Grâce à eux, le roi essaie de faire exécuter sa volonté jusqu’au fond des provinces. L’institution des intendants est un instrument très souple qui, en temps de guerre ou de crise, s’empare de tous les pouvoirs appartenant encore aux officiers. Des cours souveraines ou du parlement, Louis XIV, qui n’oubliera jamais leur attitude durant la Fronde, ne tolère aucune incartade ; elles doivent enregistrer les édits, tels quels et immédiatement, le « droit de remontrance » n’est toléré qu’ensuite. En fait, elles sont exclues de la politique générale. Le roi, pour la même raison, surveille particulièrement Paris ; il crée la charge de lieutenant général de police, qu’il confie en 1667 à Nicolas de La Reynie (1625-1709). Paris, avec 400 000 habitants environ, est une ville turbulente qui compte 40 000 mendiants et autant de domestiques. L’Hôpital général est créé en 1657, et on y enferme pêle-mêle indigents, vagabonds ou malfaiteurs. Les rues de la capitale sont éclairées et, pour la première fois, on peut y circuler de nuit sans craindre de s’y faire détrousser.

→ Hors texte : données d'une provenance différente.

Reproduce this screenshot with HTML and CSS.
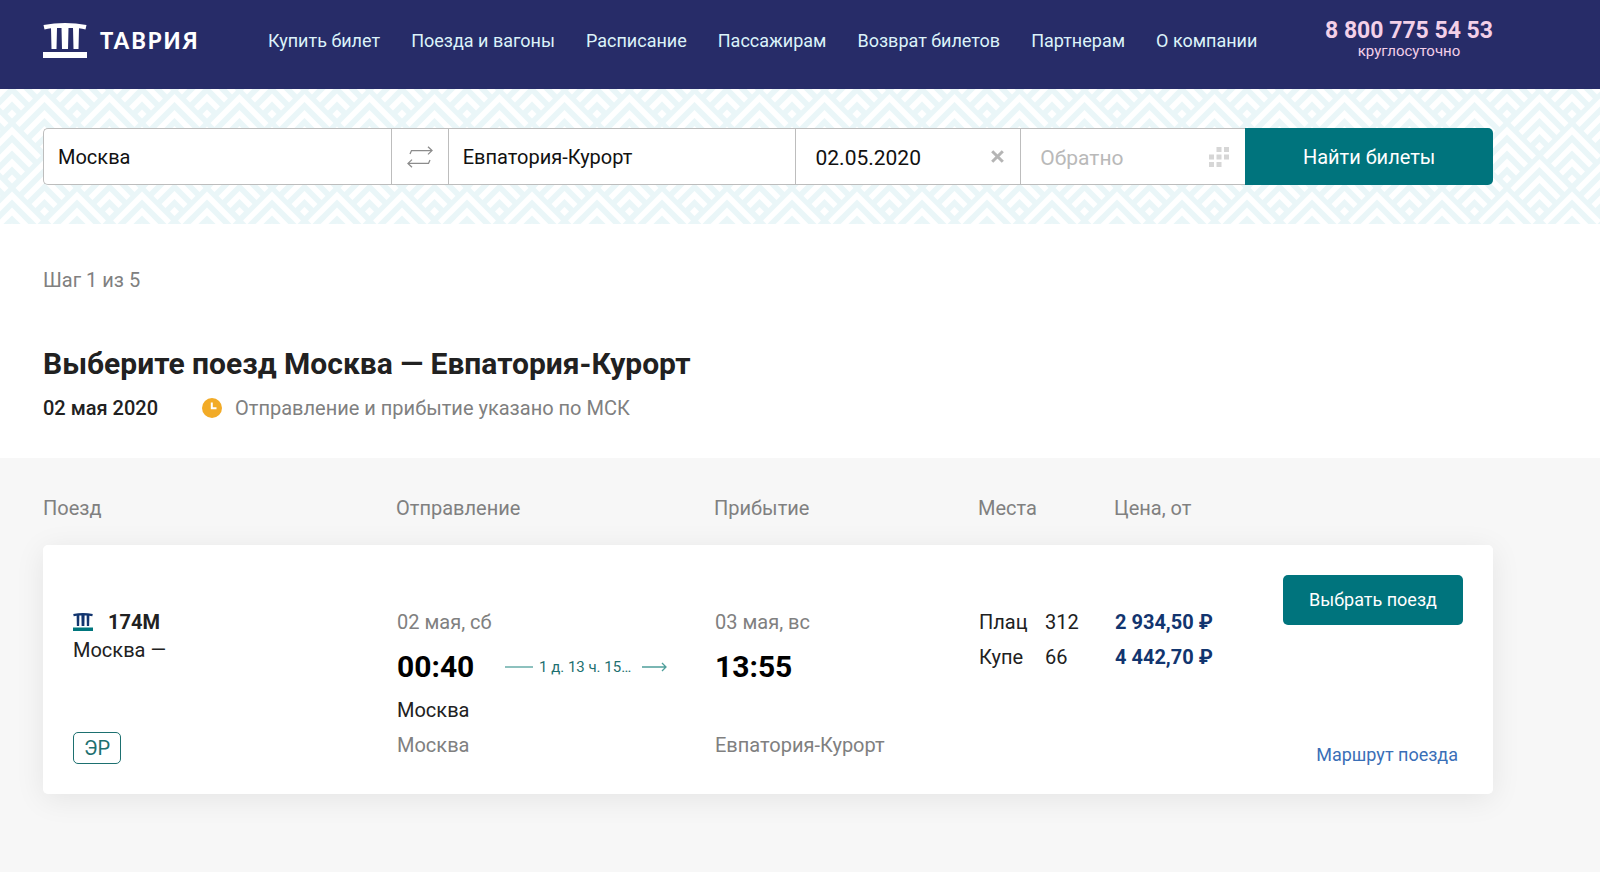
FILE: index.html
```html
<!DOCTYPE html>
<html lang="ru">
<head>
<meta charset="utf-8">
<meta name="viewport" content="width=device-width, initial-scale=1">
<title>Таврия — выбор поезда</title>
<link rel="stylesheet" href="styles.css">
</head>
<body>
<header class="header wrap">
  <a class="logo" href="#">
    <svg class="logo-mark" width="44" height="36" viewBox="0 0 44 36" aria-hidden="true">
      <path fill="#fff" d="M.500 2Q22-2 43.500 2L42.500 6.500Q39 5.500 36 5.300L35.500 26H30.500L30 5H25.500L25 26H19L18.500 5H14L13.500 26H8.500L8 5.300Q5 5.500 1.500 6.500ZM0 29H44V35H0Z"/>
    </svg>
    <span class="logo-text">ТАВРИЯ</span>
  </a>
  <nav class="nav">
    <a href="#">Купить билет</a>
    <a href="#">Поезда и вагоны</a>
    <a href="#">Расписание</a>
    <a href="#">Пассажирам</a>
    <a href="#">Возврат билетов</a>
    <a href="#">Партнерам</a>
    <a href="#">О компании</a>
  </nav>
  <a class="phone" href="tel:88007755453">
    <strong>8 800 775 54 53</strong>
    <span>круглосуточно</span>
  </a>
</header>

<section class="search wrap">
  <form class="search-form">
    <input class="field city" type="text" value="Москва" aria-label="Откуда">
    <button class="swap" type="button" aria-label="Поменять местами">
      <svg width="26" height="22" viewBox="0 0 26 22" fill="none" stroke="#8c8c8c" stroke-width="1.300" aria-hidden="true">
        <path d="M3 8L4.500 4.600H25M21 .800L25 4.600L21 8.400M23 14L21.500 17.400H1M5 13.600L1 17.400L5 21.200"/>
      </svg>
    </button>
    <input class="field city" type="text" value="Евпатория-Курорт" aria-label="Куда">
    <div class="date-box">
      <input class="field" type="text" value="02.05.2020" aria-label="Туда">
      <button class="icon-btn" type="button" aria-label="Очистить дату">
        <svg width="13" height="13" viewBox="0 0 13 13" stroke="#b5b5b5" stroke-width="3" aria-hidden="true"><path d="M1.200 1.200L11.800 11.800M11.800 1.200L1.200 11.800"/></svg>
      </button>
    </div>
    <div class="date-box">
      <input class="field" type="text" placeholder="Обратно" aria-label="Обратно">
      <button class="icon-btn" type="button" aria-label="Открыть календарь">
        <svg width="20" height="20" viewBox="0 0 20 20" fill="#d6d6d6" aria-hidden="true"><path d="M7.500 0h5v5h-5zM15 0h5v5h-5zM0 7.500h5v5H0zM7.500 7.500h5v5h-5zM15 7.500h5v5h-5zM0 15h5v5H0zM7.500 15h5v5h-5z"/></svg>
      </button>
    </div>
    <button class="submit" type="submit">Найти билеты</button>
  </form>
</section>

<main>
  <section class="intro wrap">
    <p class="step">Шаг 1 из 5</p>
    <h1>Выберите поезд Москва — Евпатория-Курорт</h1>
    <div class="meta">
      <span class="trip-date">02 мая 2020</span>
      <span class="note">
        <svg width="20" height="20" viewBox="0 0 20 20" aria-hidden="true"><circle cx="10" cy="10" r="10" fill="#f2ab27"/><path d="M9.800 4.500V10.200H14.500" fill="none" stroke="#fff" stroke-width="2"/></svg>
        Отправление и прибытие указано по МСК
      </span>
    </div>
  </section>

  <section class="results wrap">
    <table class="trains">
      <colgroup>
        <col class="col-train"><col class="col-dep"><col class="col-arr"><col class="col-seats"><col class="col-price"><col>
      </colgroup>
      <thead>
        <tr><th>Поезд</th><th>Отправление</th><th>Прибытие</th><th>Места</th><th>Цена, от</th><th></th></tr>
      </thead>
      <tbody>
        <tr class="card">
          <td class="train">
            <div class="number">
              <svg width="20" height="18" viewBox="0 0 44 36" preserveAspectRatio="none" aria-hidden="true">
                <path fill="#12356f" d="M.500 2Q22-2 43.500 2L42.500 6.500Q39 5.500 36 5.300L35.500 26H30.500L30 5H25.500L25 26H19L18.500 5H14L13.500 26H8.500L8 5.300Q5 5.500 1.500 6.500Z"/>
                <path fill="#00767d" d="M0 29H44V36H0Z"/>
              </svg>
              <strong>174М</strong>
            </div>
            <div class="train-route">Москва —</div>
            <span class="badge">ЭР</span>
          </td>
          <td>
            <div class="line muted">02 мая, сб</div>
            <div class="time-row">
              <span class="time">00:40</span>
              <span class="duration">
                <svg width="28" height="10" viewBox="0 0 28 10" fill="none" stroke="#4f9f9b" stroke-width="1.300" aria-hidden="true"><path d="M0 5H28"/></svg>
                <span>1 д. 13 ч. 15…</span>
                <svg class="arrow" width="25" height="10" viewBox="0 0 25 10" fill="none" stroke="#4f9f9b" stroke-width="1.300" aria-hidden="true"><path d="M0 5H24M20 1L24 5L20 9"/></svg>
              </span>
            </div>
            <div class="line">Москва</div>
            <div class="line muted">Москва</div>
          </td>
          <td>
            <div class="line muted">03 мая, вс</div>
            <div class="time-row"><span class="time">13:55</span></div>
            <div class="line">&nbsp;</div>
            <div class="line muted">Евпатория-Курорт</div>
          </td>
          <td>
            <div class="line seat"><span>Плац</span><span>312</span></div>
            <div class="line seat"><span>Купе</span><span>66</span></div>
          </td>
          <td class="price">
            <div class="line">2 934,50 ₽</div>
            <div class="line">4 442,70 ₽</div>
          </td>
          <td class="actions">
            <button class="choose" type="button">Выбрать поезд</button>
            <a class="route-link" href="#">Маршрут поезда</a>
          </td>
        </tr>
      </tbody>
    </table>
  </section>
</main>
</body>
</html>
```
FILE: styles.css
```css
* {
  box-sizing: border-box;
}

body {
  margin: 0;
  min-height: 100vh;
  display: flex;
  flex-direction: column;
  background: #fff;
  color: #212121;
  font-family: Roboto, "Liberation Sans", sans-serif;
  font-size: 20px;
  line-height: 28px;
}

a {
  text-decoration: none;
}

button,
input {
  font: inherit;
}

button {
  border: 0;
  padding: 0;
  cursor: pointer;
}

.wrap {
  padding-left: 43px;
  padding-right: 107px;
}

/* Header */
.header {
  display: flex;
  align-items: center;
  height: 89px;
  padding-bottom: 8px;
  background: #272c68;
}

.logo {
  display: flex;
  align-items: center;
  gap: 13px;
  width: 225px;
  color: #fff;
}

.logo-text {
  font-family: Lato, sans-serif;
  font-weight: 900;
  font-size: 22px;
  letter-spacing: 2px;
}

.nav {
  display: flex;
  gap: 31px;
  white-space: nowrap;
}

.nav a {
  color: #dcf3fa;
  font-size: 18px;
}

.phone {
  display: flex;
  flex-direction: column;
  align-items: center;
  margin-left: auto;
  padding-bottom: 4px;
  color: #f3d0e8;
  font-size: 15px;
  line-height: 16px;
  white-space: nowrap;
}

.phone strong {
  font-size: 23px;
  font-weight: 700;
  line-height: 24px;
}

/* Search */
.search {
  padding-top: 39px;
  padding-bottom: 39px;
  background-color: #eaf6f8;
  background-image: url("data:image/svg+xml,%3Csvg xmlns='http://www.w3.org/2000/svg' xmlns:xlink='http://www.w3.org/1999/xlink' width='65' height='65'%3E%3Cdefs%3E%3Cg id='c' fill='none' stroke='%23fff' stroke-width='5.500'%3E%3Cpath d='M-27 34L0 7L27 34M-19 42L0 23L19 42M-11 50L0 39L11 50'/%3E%3Cpath d='M0 51L4.500 55.500L0 60L-4.500 55.500Z' fill='%23fff' stroke='none'/%3E%3C/g%3E%3C/defs%3E%3Cuse xlink:href='%23c' x='32.500'/%3E%3Cuse xlink:href='%23c' y='32.500'/%3E%3Cuse xlink:href='%23c' x='65' y='32.500'/%3E%3Cuse xlink:href='%23c' y='-32.500'/%3E%3Cuse xlink:href='%23c' x='65' y='-32.500'/%3E%3C/svg%3E");
  background-position: 12px 2px;
}

.search-form {
  display: flex;
  height: 57px;
}

.field {
  min-width: 0;
  border: 0;
  outline: 0;
  background: transparent;
  color: #111;
}

.city,
.swap,
.date-box {
  background: #fff;
  border: 1px solid #bdbdbd;
  border-right-width: 0;
}

.city {
  flex: 1 1 348px;
  padding: 0 14px;
}

.city:first-child {
  border-radius: 5px 0 0 5px;
}

.swap {
  display: grid;
  place-items: center;
  width: 57px;
}

.date-box {
  flex: 1 1 225px;
  display: flex;
  align-items: center;
  min-width: 0;
  padding: 0 16px 0 19px;
}

.date-box .field {
  flex: 1;
  padding: 3px 0 0;
  font-size: 21px;
}

.field::placeholder {
  color: #b9b9b9;
  opacity: 1;
}

.icon-btn {
  display: grid;
  place-items: center;
  background: none;
}

.submit {
  width: 248px;
  border-radius: 0 5px 5px 0;
  background: #00747d;
  color: #fff;
}

/* Intro */
.intro {
  padding-top: 42px;
  padding-bottom: 36px;
}

.step {
  margin: 0;
  color: #808080;
}

h1 {
  margin: 50px 0 10px;
  font-size: 30px;
  font-weight: 700;
  line-height: 40px;
}

.meta {
  display: flex;
  gap: 44px;
}

.trip-date {
  font-weight: 500;
}

.note {
  display: flex;
  align-items: center;
  gap: 13px;
  color: #808080;
}

/* Results */
main {
  flex: 1;
  display: flex;
  flex-direction: column;
}

.results {
  flex: 1;
  padding-top: 36px;
  padding-bottom: 78px;
  background: #f7f7f7;
}

.trains {
  width: 100%;
  table-layout: fixed;
  border-spacing: 0;
}

.col-train { width: 353px; }
.col-dep { width: 318px; }
.col-arr { width: 264px; }
.col-seats { width: 136px; }
.col-price { width: 169px; }

th {
  padding: 0 0 23px;
  color: #808080;
  font-weight: 400;
  text-align: left;
}

td {
  padding: 60px 0 31px 1px;
  background: #fff;
  vertical-align: top;
  white-space: nowrap;
}

td:first-child {
  border-radius: 5px 0 0 5px;
}

td:last-child {
  border-radius: 0 5px 5px 0;
}

.card {
  border-radius: 5px;
  box-shadow: 0 5px 30px rgba(0, 0, 0, 0.08);
}

.line {
  line-height: 35px;
}

.muted {
  color: #808080;
}

.train {
  padding: 63px 0 30px 30px;
}

.number {
  display: flex;
  align-items: center;
  gap: 15px;
}

.number strong {
  font-weight: 700;
}

.badge {
  display: inline-block;
  margin-top: 68px;
  padding: 0 10px;
  border: 1px solid #1d7070;
  border-radius: 5px;
  color: #1d7070;
  line-height: 30px;
}

.time-row {
  display: flex;
  align-items: center;
  height: 53px;
}

.time {
  width: 108px;
  color: #000;
  font-size: 30px;
  font-weight: 700;
}

.duration {
  display: flex;
  align-items: center;
  gap: 6px;
  color: #1d7070;
  font-size: 15px;
}

.arrow {
  margin-left: 5px;
}

.seat {
  display: grid;
  grid-template-columns: 66px 1fr;
}

.price {
  color: #12356f;
  font-weight: 700;
}

.actions {
  padding: 30px 30px 27px 0;
  text-align: right;
}

.choose {
  display: block;
  width: 180px;
  height: 50px;
  margin: 0 0 118px auto;
  border-radius: 5px;
  background: #00747d;
  color: #fff;
  font-size: 18px;
}

.route-link {
  display: block;
  padding-right: 5px;
  color: #3a6fb7;
  font-size: 18px;
  line-height: 24px;
}
```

Il faut remarquer que ministres, secrétaires d’État, fonctionnaires royaux sont presque toujours choisis dans la bourgeoisie, dans la robe, au détriment de la noblesse. Ils encourent en cela la haine des hommes d’épée ; il n’est que de lire Saint-Simon* pour s’en convaincre : « Ce fut un règne de vile bourgeoisie », écrit-il du règne de Louis XIV. Le roi donne lui-même la raison de cette politique dans ses Mémoires : « Il était important que le public connût, par le rang de ceux dont je me servais, que je n’étais pas en dessein de partager avec eux mon autorité. »

À la noblesse, frustrée de ses ambitions politiques, l’absolutisme aura l’habileté d’accorder des privilèges fiscaux et de laisser une grande prépondérance dans les décisions prises à l’échelon local, sans parler des pensions de toutes sortes ou des bénéfices ecclésiastiques donnés aux mieux en cour de ses membres.